Pavithra Srinivasan of Rediff.com praised the soundtrack's "mildly appealing combination of masala beats", rating it 2.5 out of five. Karthik of Milliblog wrote that the soundtrack "is high on masala, the kind Thaman reserves for Telugu, topped by the standout Kalasala!". The linez "Zarda Beeda" in "Kalasala Kalasala" were changed to "Bombay Halwa" post release for certain broadcasts. Elements of "Kalasala Kalasala" were sampled in "Don't Sell Out" by the British rapper Tinie Tempah.

Track listing
| No. | Title | Lyrics | Singer(s) | Length |
|---|---|---|---|---|
| 1. | "Kalasala Kalasala" | Vaali | L. R. Eswari, T. Rajendar, Solar Sai | 4:12 |
| 2. | "Pondaati" | Silambarasan | Silambarasan | 4:26 |
| 3. | "Osthi Maamey" | Vaali | Thaman S, Baba Sehgal, Rahul Nambiar, Ranjith, Naveen Madhav | 3:54 |
| 4. | "Unnale Unnale" | Yugabharathi | Thaman S, Rita | 3:47 |
| 5. | "Neduvaali" | Yugabharathi | Rahul Nambiar, Mahathi | 4:21 |
| Total length: |  |  |  | 20:40 |

== Release ==
Osthe was initially scheduled to release in theatres on 18 November 2011 but was pushed by a week to 25 November due to production delays caused by heavy rain.
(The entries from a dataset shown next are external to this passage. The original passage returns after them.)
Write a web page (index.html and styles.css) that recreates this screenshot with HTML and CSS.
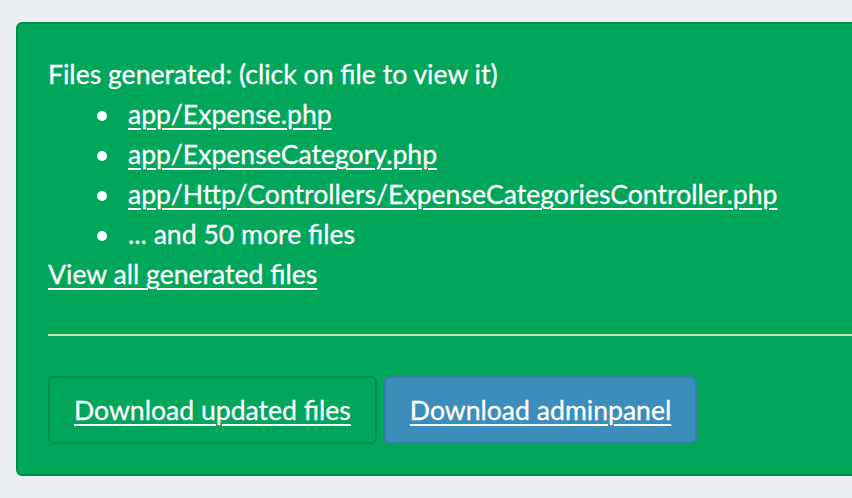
FILE: index.html
```html
<!DOCTYPE html>
<html lang="en">
<head>
    <meta charset="UTF-8">
    <meta name="viewport" content="width=device-width, initial-scale=1.0">
    <title>Files generated</title>
    <link rel="stylesheet" href="styles.css">
</head>
<body>
    <div class="alert-success">
        <div class="files-info">
            Files generated: (click on file to view it)
            <ul class="file-list">
                <li><a href="#">app/Expense.php</a></li>
                <li><a href="#">app/ExpenseCategory.php</a></li>
                <li><a href="#">app/Http/Controllers/ExpenseCategoriesController.php</a></li>
                <li>... and 50 more files</li>
            </ul>
            <a href="#">View all generated files</a>
        </div>

        <hr>

        <!-- Download buttons -->
        <div class="actions">
            <a href="#" class="btn btn-success">Download updated files</a>
            <a href="#" class="btn btn-primary">Download adminpanel</a>
        </div>
    </div>
</body>
</html>
```

FILE: styles.css
```css
body {
    font-family: "Lato", "Open Sans", sans-serif;
    font-size: 26.6px;
    line-height: 40px;
    background-color: #ecf0f5;
    color: #fff;
    margin: 0;
    padding: 22px 0 0 16px;
    overflow: hidden;
    -webkit-text-stroke: 0.3px #fff;
}

a {
    color: #fff;
    text-decoration: underline;
    text-decoration-thickness: 2px;
    text-underline-offset: 4px;
}

.alert-success {
    width: 900px;
    background-color: #00a65a;
    border: 2px solid #008d4c;
    border-radius: 6px;
    padding: 30px;
}

.file-list {
    margin: 0;
    padding-left: 80px;
    list-style: none;
}

.file-list li::before {
    content: "";
    display: inline-block;
    width: 10px;
    height: 10px;
    border-radius: 50%;
    background-color: #fff;
    margin-left: -31px;
    margin-right: 21px;
    vertical-align: 3px;
}

hr {
    border: 0;
    border-top: 2px solid #c6e4b2;
    margin: 40px 0;
}

.actions {
    display: flex;
    gap: 7px;
}

.btn {
    display: inline-block;
    padding: 12px 24px;
    border: 2px solid transparent;
    border-radius: 6px;
}

.btn-success {
    background-color: #00a65a;
    border-color: #008d4c;
}

.btn-primary {
    background-color: #3c8dbc;
    border-color: #367fa9;
}
```
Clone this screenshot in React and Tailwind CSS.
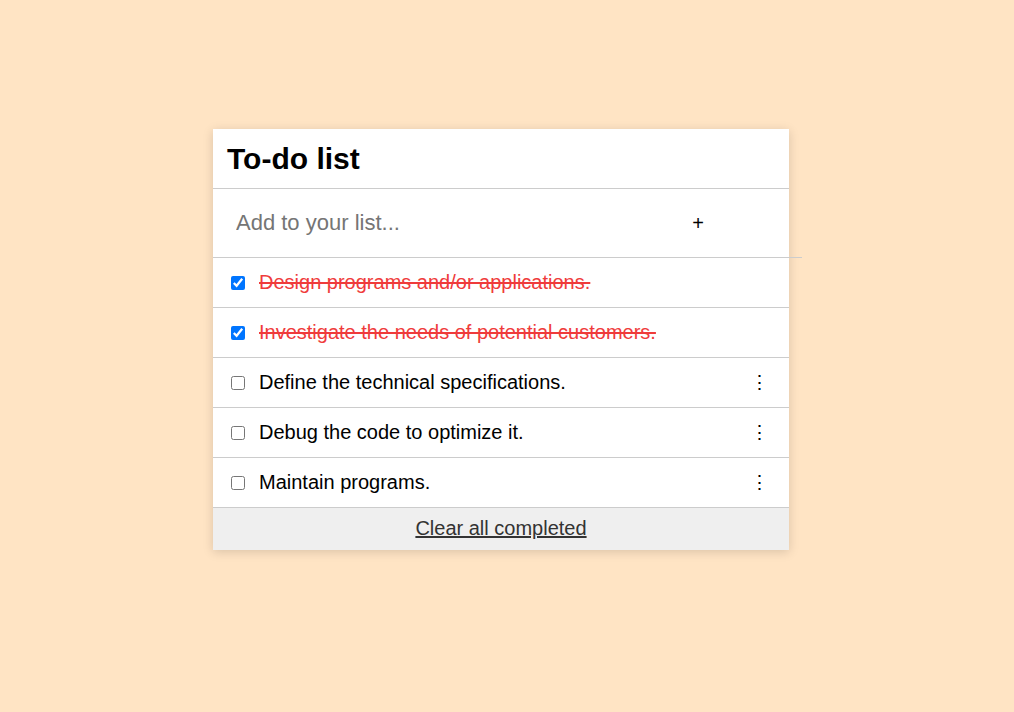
import React, { useState } from "react";

const initialTodos = [
  { id: 1, text: "Design programs and/or applications.", done: true },
  { id: 2, text: "Investigate the needs of potential customers.", done: true },
  { id: 3, text: "Define the technical specifications.", done: false },
  { id: 4, text: "Debug the code to optimize it.", done: false },
  { id: 5, text: "Maintain programs.", done: false },
];

const TodoItem = ({ todo, onToggle }) => {
  return (
    <li className="flex items-center h-[50px] border-b border-[#cccccc] pl-[18px] pr-[27px]">
      <input
        type="checkbox"
        checked={todo.done}
        onChange={() => onToggle(todo.id)}
        className="w-[14px] h-[14px] m-0 accent-[#0075ff]"
      />
      <span
        className={`ml-[14px] flex-1 text-[20px] leading-none pb-[2px] ${
          todo.done ? "line-through text-[#ef3b3b]" : "text-black"
        }`}
      >
        {todo.text}
      </span>
      {!todo.done && (
        <button type="button" className="text-[19px] leading-none text-black w-[12px] text-center">
          ⋮
        </button>
      )}
    </li>
  );
};

const App = () => {
  const [todos, setTodos] = useState(initialTodos);
  const [text, setText] = useState("");

  const toggle = (id) =>
    setTodos(todos.map((t) => (t.id === id ? { ...t, done: !t.done } : t)));

  const addTodo = (e) => {
    e.preventDefault();
    if (!text.trim()) return;
    setTodos([...todos, { id: Date.now(), text, done: false }]);
    setText("");
  };

  return (
    <div
      className="min-h-[712px] w-full bg-[#ffe4c4] flex justify-center pt-[129px] pr-[12px]"
      style={{ fontFamily: '"Liberation Sans", Arial, sans-serif' }}
    >
      <div className="w-[576px] h-fit bg-white shadow-[0_2px_10px_rgba(0,0,0,0.15)]">
        <div className="h-[60px] border-b border-[#cccccc] flex items-center px-[14px]">
          <h1 className="text-[30px] font-bold text-black leading-none">To-do list</h1>
        </div>
        <form
          onSubmit={addTodo}
          className="w-[589px] h-[69px] border-b border-[#cccccc] flex items-center"
        >
          <input
            type="text"
            value={text}
            onChange={(e) => setText(e.target.value)}
            placeholder="Add to your list..."
            className="flex-1 h-full pl-[23px] text-[22px] text-black placeholder:text-[#757575] outline-none bg-transparent"
          />
          <button type="submit" className="w-[60px] mr-[74px] text-[20px] leading-none text-black text-center">
            +
          </button>
        </form>
        <ul>
          {todos.map((todo) => (
            <TodoItem key={todo.id} todo={todo} onToggle={toggle} />
          ))}
        </ul>
        <div className="h-[42px] bg-[#efefef] flex items-center justify-center">
          <button
            type="button"
            onClick={() => setTodos(todos.filter((t) => !t.done))}
            className="text-[20px] text-[#333333] underline leading-none pb-[2px]"
          >
            Clear all completed
          </button>
        </div>
      </div>
    </div>
  );
};

export default App;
The film eventually released on 8 December. Prior to release, an attempt was made to stop the film's release over unpaid dues. Separately, a pro-Tamil organisation named Tamizh Kappu Kazhagam (TKK) objected to the film's title, alleging it was not a pure Tamil term, but the title remained unchanged. It was distributed by Reliance Entertainment.

== Critical reception ==
A reviewer from The New Indian Express said, "Unfortunately it's unable to recreate the same magic of the earlier version, the film a passable routine masala entertainer" and the film lacked the punch in original. A Deccan Chronicle reviewer gave the film three stars and said, "Osthe is worth watching once." Malathi Rangarajan of The Hindu said, "If Dabangg could make it, Osthe should! And if Salman could do it, so can STR." Pavithra Srinivasan of Rediff.com rated the film two out of five, stating, "Osthe lacks the magic that made Dabangg work." Sify called it a "time-pass entertainer."